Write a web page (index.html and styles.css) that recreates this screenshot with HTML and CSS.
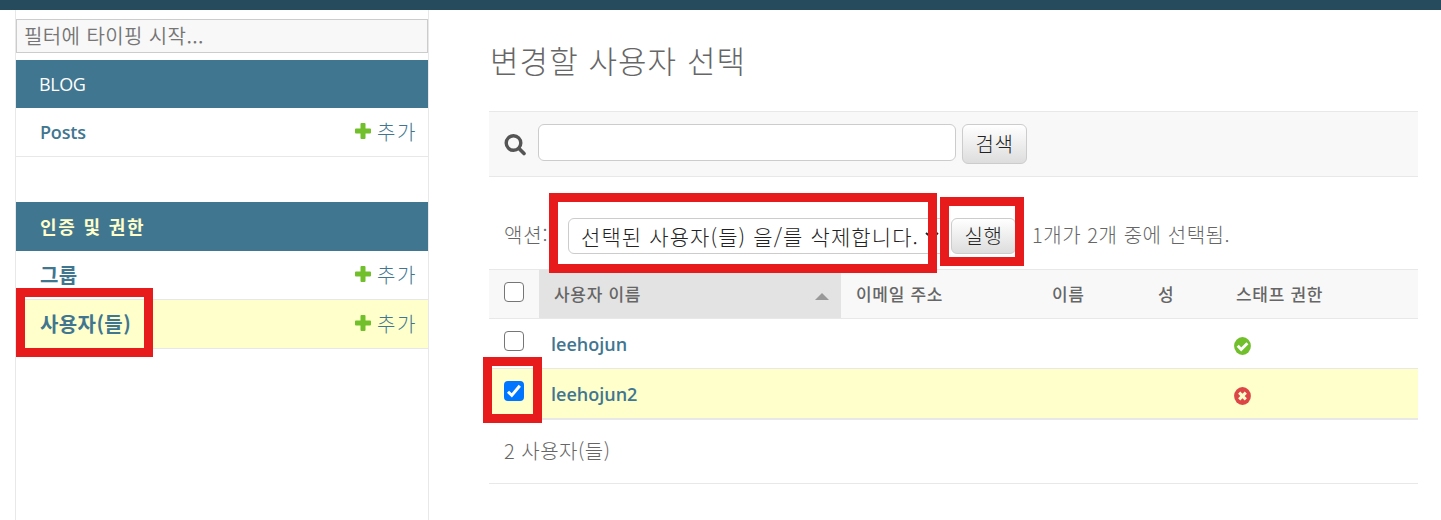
FILE: index.html
```html
<!DOCTYPE html>
<html lang="ko">
<head>
<meta charset="utf-8">
<title>변경할 사용자 선택</title>
<link rel="stylesheet" href="styles.css">
</head>
<body>
<svg class="defs" width="0" height="0">
  <symbol id="plus" viewBox="0 0 16 16"><path fill="#70bf2b" d="M6.500 0h3q1 0 1 1v4.500H15q1 0 1 1v3q0 1-1 1h-4.500V15q0 1-1 1h-3q-1 0-1-1v-4.500H1q-1 0-1-1v-3q0-1 1-1h4.500V1q0-1 1-1z"/></symbol>
</svg>
<div class="topbar"></div>
<div class="layout">
  <nav class="sidebar">
    <div class="filter">필터에 타이핑 시작...</div>
    <section class="module blog">
      <h2 class="caption latin">BLOG</h2>
      <div class="model"><a class="name latin posts">Posts</a><a class="add"><svg width="16" height="16"><use href="#plus"/></svg><span>추가</span></a></div>
    </section>
    <section class="module auth">
      <h2 class="caption current">인증 및 권한</h2>
      <div class="model group"><a class="name">그룹</a><a class="add"><svg width="16" height="16"><use href="#plus"/></svg><span>추가</span></a></div>
      <div class="model selected"><a class="name users">사용자(들)</a><a class="add"><svg width="16" height="16"><use href="#plus"/></svg><span>추가</span></a></div>
    </section>
  </nav>
  <main class="content">
    <h1>변경할 사용자 선택</h1>
    <div class="search">
      <svg class="glass" width="22" height="22" viewBox="0 0 22 22" fill="none" stroke="#555"><circle cx="9.500" cy="9" r="7.300" stroke-width="3.400"/><path d="M15 14.500l5 5" stroke-width="3.600" stroke-linecap="round"/></svg>
      <div class="input"></div>
      <div class="button find">검색</div>
    </div>
    <div class="actions">
      <span class="label">액션:</span>
      <div class="select"><span>선택된 사용자(들) 을/를 삭제합니다.</span><svg width="14" height="8" viewBox="0 0 14 8" fill="none" stroke="#222" stroke-width="2"><path d="M1 1l6 5 6-5"/></svg></div>
      <div class="button run">실행</div>
      <span class="counter">1개가 2개 중에 선택됨.</span>
    </div>
    <div class="table">
      <div class="row head">
        <div class="cell check"><i class="box"></i></div>
        <div class="cell sorted"><span>사용자 이름</span><i class="arrow"></i></div>
        <div class="cell">이메일 주소</div>
        <div class="cell">이름</div>
        <div class="cell">성</div>
        <div class="cell">스태프 권한</div>
      </div>
      <div class="row">
        <div class="cell check"><i class="box"></i></div>
        <div class="cell user latin">leehojun</div>
        <div class="cell"></div><div class="cell"></div><div class="cell"></div>
        <div class="cell status"><svg width="17" height="18" viewBox="0 0 17 18"><ellipse cx="8.500" cy="9" rx="8.400" ry="8.900" fill="#70bf2b"/><path d="M3.700 8.800l3.500 3.700 6.200-6.300" fill="none" stroke="#fff" stroke-width="2.900"/></svg></div>
      </div>
      <div class="row picked">
        <div class="cell check"><i class="box on"><svg width="20" height="20" viewBox="0 0 20 20"><path d="M4 10.700l3.800 3.700L15.800 4.700" fill="none" stroke="#fff" stroke-width="3"/></svg></i></div>
        <div class="cell user latin">leehojun2</div>
        <div class="cell"></div><div class="cell"></div><div class="cell"></div>
        <div class="cell status"><svg width="17" height="18" viewBox="0 0 17 18"><ellipse cx="8.500" cy="9" rx="8.400" ry="8.900" fill="#dd4646"/><path d="M5.200 5.600l6.600 6.800m0-6.800l-6.600 6.800" fill="none" stroke="#ffc" stroke-width="3"/></svg></div>
      </div>
    </div>
    <div class="paginator">2 사용자(들)</div>
  </main>
</div>
<div class="mark mark-user"></div>
<div class="mark mark-select"></div>
<div class="mark mark-run"></div>
<div class="mark mark-check"></div>
</body>
</html>
```
FILE: styles.css
```css
* { box-sizing: border-box; }
body {
  margin: 0;
  height: 520px;
  overflow: hidden;
  position: relative;
  background: #fff;
  color: #666;
  font: 300 20px/24px "Noto Sans CJK KR", sans-serif;
  white-space: nowrap;
}
.defs { position: absolute; }
.latin { font-family: "Open Sans", "Noto Sans CJK KR", sans-serif; }
.topbar { height: 10px; background: #264b5d; }
.layout { display: flex; height: 510px; }

.sidebar {
  width: 414px;
  margin-left: 15px;
  padding-top: 9px;
  border: solid #e8e8e8;
  border-width: 0 1px;
}
.filter {
  height: 34px;
  padding: 4px 7px;
  border: 1px solid #ccc;
  background: #f8f8f8;
  color: #757575;
  font-weight: 350;
  letter-spacing: 0.4px;
}
.module { margin: 7px 0 45px; }
.caption {
  display: flex;
  align-items: center;
  height: 48px;
  margin: 0;
  padding: 0 23px 1px;
  background: #417690;
  color: #fff;
  font-size: 18px;
  font-weight: 400;
  letter-spacing: -0.4px;
}
.current { height: 49px; padding: 0 24px 2px; color: #ffc; font-weight: 700; letter-spacing: 1.8px; }
.model {
  display: flex;
  justify-content: space-between;
  align-items: center;
  height: 49px;
  padding: 0 11px 0 24px;
  border-bottom: 1px solid #e8e8e8;
  color: #417690;
}
.name { font-size: 20px; font-weight: 700; letter-spacing: 0.4px; }
.posts { font-size: 18px; font-weight: 600; letter-spacing: -0.2px; }
.selected { background: #ffc; }
.add { display: flex; align-items: center; gap: 6px; letter-spacing: 1.6px; }
.add svg { margin-bottom: 2px; }

.content { width: 929px; margin-left: 60px; }
h1 {
  height: 101px;
  margin: 0;
  padding: 30px 0 0 1px;
  font-size: 31px;
  line-height: 40px;
  font-weight: 300;
  letter-spacing: 1.05px;
}
.search {
  display: flex;
  align-items: flex-start;
  height: 66px;
  padding: 12px 15px;
  border: solid #e8e8e8;
  border-width: 1px 0;
  background: #f8f8f8;
}
.glass { margin: 10px 12px 0 0; }
.input { width: 418px; height: 37px; border: 1px solid #ccc; border-radius: 6px; background: #fff; }
.button {
  display: flex;
  justify-content: center;
  align-items: center;
  width: 65px;
  height: 40px;
  border: 1px solid #ccc;
  border-radius: 6px;
  background: linear-gradient(#fff, #ddd);
  color: #222;
  letter-spacing: 0.5px;
}
.find { margin-left: 6px; }
.actions { display: flex; align-items: center; height: 92px; padding: 26px 0 0 15px; }
.label { width: 64px; margin-top: -3px; letter-spacing: 0.8px; }
.select {
  display: flex;
  align-items: center;
  justify-content: space-between;
  width: 378px;
  height: 36px;
  padding: 0 6px 0 12px;
  border: 1px solid #ccc;
  border-radius: 6px;
  color: #222;
  font-size: 21px;
  letter-spacing: 1.1px;
}
.run { height: 36px; margin-left: 5px; }
.counter { margin: -3px 0 0 16px; letter-spacing: 0.55px; }

.row {
  display: grid;
  grid-template-columns: 50px 302px 196px 106px 78px 197px;
  height: 50px;
  border-bottom: 1px solid #e8e8e8;
}
.cell { display: flex; align-items: center; padding-left: 15px; }
.head { border-top: 1px solid #e8e8e8; background: #f8f8f8; font-size: 17px; font-weight: 500; letter-spacing: 0.7px; }
.sorted { justify-content: space-between; padding-right: 12px; background: #e3e3e3; }
.arrow { margin-top: 5px; border: solid transparent; border-width: 0 7px 7px; border-bottom-color: #999; }
.check { align-items: flex-start; padding-top: 12px; }
.box { width: 20px; height: 20px; border: 1.5px solid #767676; border-radius: 4px; background: #fff; }
.on { border: 0; background: #0075ff; }
.on svg { display: block; }
.user { padding-left: 12px; color: #417690; font-size: 18px; font-weight: 600; }
.status { padding: 5px 0 0 13px; }
.picked { height: 51px; border-bottom-width: 2px; background: #ffc; }
.paginator { display: flex; align-items: center; height: 64px; padding: 0 0 2px 15px; border-bottom: 1px solid #e8e8e8; letter-spacing: 0.5px; }

/* Red annotation frames laid over the page */
.mark { position: absolute; border: 9px solid #e71b1b; }
.mark-user { left: 16px; top: 288px; width: 137px; height: 69px; }
.mark-select { left: 549px; top: 193px; width: 388px; height: 80px; }
.mark-run { left: 940px; top: 197px; width: 84px; height: 69px; }
.mark-check { left: 483px; top: 357px; width: 59px; height: 66px; }
```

******

◆ Instruction: Pick out every line above that holds the word "styles" and copy it.

◆ Response to this task:
Write a web page (index.html and styles.css) that recreates this screenshot with HTML and CSS.
<link rel="stylesheet" href="styles.css">
FILE: styles.css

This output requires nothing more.